Material provided:
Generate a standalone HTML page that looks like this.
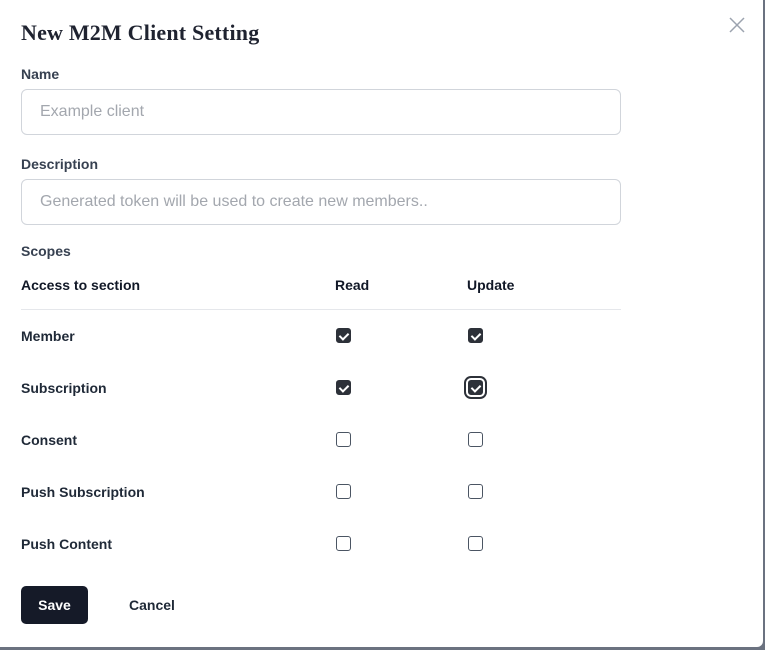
<!DOCTYPE html>
<html><head><style>
*{box-sizing:border-box;margin:0;padding:0}
body{width:765px;height:650px;background:#6b7280;font-family:"Liberation Sans",sans-serif;overflow:hidden;position:relative}
.m{position:absolute;left:0;top:0;width:763px;height:647px;background:#fff;border-radius:0 0 6px 0}
.a{position:absolute;white-space:nowrap}
.t{left:21px;top:20px;font-family:"Liberation Serif",serif;font-weight:bold;font-size:22px;color:#1f2330;letter-spacing:0.2px}
.l{left:21px;font-size:14px;color:#374151;font-weight:bold;font-size:14px}
.in{position:absolute;left:21px;width:600px;height:46px;border:1px solid #d1d5db;border-radius:6px;font-size:16px;color:#a3a7ae;padding:13px 18px}
.h{font-size:14px;font-weight:bold;color:#111827}
.r{font-size:14px;font-weight:bold;color:#1f2937}
.cb{position:absolute;width:15px;height:15px;border-radius:3px;border:1px solid #4b5563;background:#fff}
.cb.on{background:#2d3139;border-color:#2d3139}
.cb.on::after{content:"";position:absolute;left:4px;top:1.5px;width:4px;height:7px;border:solid #fff;border-width:0 2px 2px 0;transform:rotate(45deg)}
.f{outline:2px solid #2d3139;outline-offset:2px}
</style></head><body>
<div class="m">
<div class="a t">New M2M Client Setting</div>
<svg class="a" style="left:729px;top:17px" width="16" height="16"><path d="M1 1L15 15M15 1L1 15" stroke="#9ca3af" stroke-width="1.5"/></svg>
<div class="a l" style="top:66px">Name</div>
<div class="in" style="top:89px">Example client</div>
<div class="a l" style="top:156px">Description</div>
<div class="in" style="top:179px">Generated token will be used to create new members..</div>
<div class="a l" style="top:243px">Scopes</div>
<div class="a h" style="left:21px;top:277px">Access to section</div>
<div class="a h" style="left:335px;top:277px">Read</div>
<div class="a h" style="left:467px;top:277px">Update</div>
<div class="a" style="left:21px;top:309px;width:600px;height:1px;background:#e5e7eb"></div>
<div class="a r" style="left:21px;top:328px">Member</div>
<div class="a r" style="left:21px;top:380px">Subscription</div>
<div class="a r" style="left:21px;top:432px">Consent</div>
<div class="a r" style="left:21px;top:484px">Push Subscription</div>
<div class="a r" style="left:21px;top:536px">Push Content</div>
<div class="cb on" style="left:336px;top:328px"></div><div class="cb on" style="left:468px;top:328px"></div>
<div class="cb on" style="left:336px;top:380px"></div><div class="cb on f" style="left:468px;top:380px"></div>
<div class="cb" style="left:336px;top:432px"></div><div class="cb" style="left:468px;top:432px"></div>
<div class="cb" style="left:336px;top:484px"></div><div class="cb" style="left:468px;top:484px"></div>
<div class="cb" style="left:336px;top:536px"></div><div class="cb" style="left:468px;top:536px"></div>
<div class="a" style="left:21px;top:586px;width:67px;height:38px;background:#151a28;border-radius:5px;color:#fff;font-size:14px;font-weight:bold;text-align:center;line-height:38px">Save</div>
<div class="a" style="left:129px;top:597px;font-size:14px;font-weight:bold;color:#1f2937">Cancel</div>
</div>
</body></html>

Brief: Reproduce the material word for word. Any pictures should be left out of the copy.

Exercise result:
Generate a standalone HTML page that looks like this.
<!DOCTYPE html>
<html><head><style>
*{box-sizing:border-box;margin:0;padding:0}
body{width:765px;height:650px;background:#6b7280;font-family:"Liberation Sans",sans-serif;overflow:hidden;position:relative}
.m{position:absolute;left:0;top:0;width:763px;height:647px;background:#fff;border-radius:0 0 6px 0}
.a{position:absolute;white-space:nowrap}
.t{left:21px;top:20px;font-family:"Liberation Serif",serif;font-weight:bold;font-size:22px;color:#1f2330;letter-spacing:0.2px}
.l{left:21px;font-size:14px;color:#374151;font-weight:bold;font-size:14px}
.in{position:absolute;left:21px;width:600px;height:46px;border:1px solid #d1d5db;border-radius:6px;font-size:16px;color:#a3a7ae;padding:13px 18px}
.h{font-size:14px;font-weight:bold;color:#111827}
.r{font-size:14px;font-weight:bold;color:#1f2937}
.cb{position:absolute;width:15px;height:15px;border-radius:3px;border:1px solid #4b5563;background:#fff}
.cb.on{background:#2d3139;border-color:#2d3139}
.cb.on::after{content:"";position:absolute;left:4px;top:1.5px;width:4px;height:7px;border:solid #fff;border-width:0 2px 2px 0;transform:rotate(45deg)}
.f{outline:2px solid #2d3139;outline-offset:2px}
</style></head><body>
<div class="m">
<div class="a t">New M2M Client Setting</div>
<svg class="a" style="left:729px;top:17px" width="16" height="16"><path d="M1 1L15 15M15 1L1 15" stroke="#9ca3af" stroke-width="1.5"/></svg>
<div class="a l" style="top:66px">Name</div>
<div class="in" style="top:89px">Example client</div>
<div class="a l" style="top:156px">Description</div>
<div class="in" style="top:179px">Generated token will be used to create new members..</div>
<div class="a l" style="top:243px">Scopes</div>
<div class="a h" style="left:21px;top:277px">Access to section</div>
<div class="a h" style="left:335px;top:277px">Read</div>
<div class="a h" style="left:467px;top:277px">Update</div>
<div class="a" style="left:21px;top:309px;width:600px;height:1px;background:#e5e7eb"></div>
<div class="a r" style="left:21px;top:328px">Member</div>
<div class="a r" style="left:21px;top:380px">Subscription</div>
<div class="a r" style="left:21px;top:432px">Consent</div>
<div class="a r" style="left:21px;top:484px">Push Subscription</div>
<div class="a r" style="left:21px;top:536px">Push Content</div>
<div class="cb on" style="left:336px;top:328px"></div><div class="cb on" style="left:468px;top:328px"></div>
<div class="cb on" style="left:336px;top:380px"></div><div class="cb on f" style="left:468px;top:380px"></div>
<div class="cb" style="left:336px;top:432px"></div><div class="cb" style="left:468px;top:432px"></div>
<div class="cb" style="left:336px;top:484px"></div><div class="cb" style="left:468px;top:484px"></div>
<div class="cb" style="left:336px;top:536px"></div><div class="cb" style="left:468px;top:536px"></div>
<div class="a" style="left:21px;top:586px;width:67px;height:38px;background:#151a28;border-radius:5px;color:#fff;font-size:14px;font-weight:bold;text-align:center;line-height:38px">Save</div>
<div class="a" style="left:129px;top:597px;font-size:14px;font-weight:bold;color:#1f2937">Cancel</div>
</div>
</body></html>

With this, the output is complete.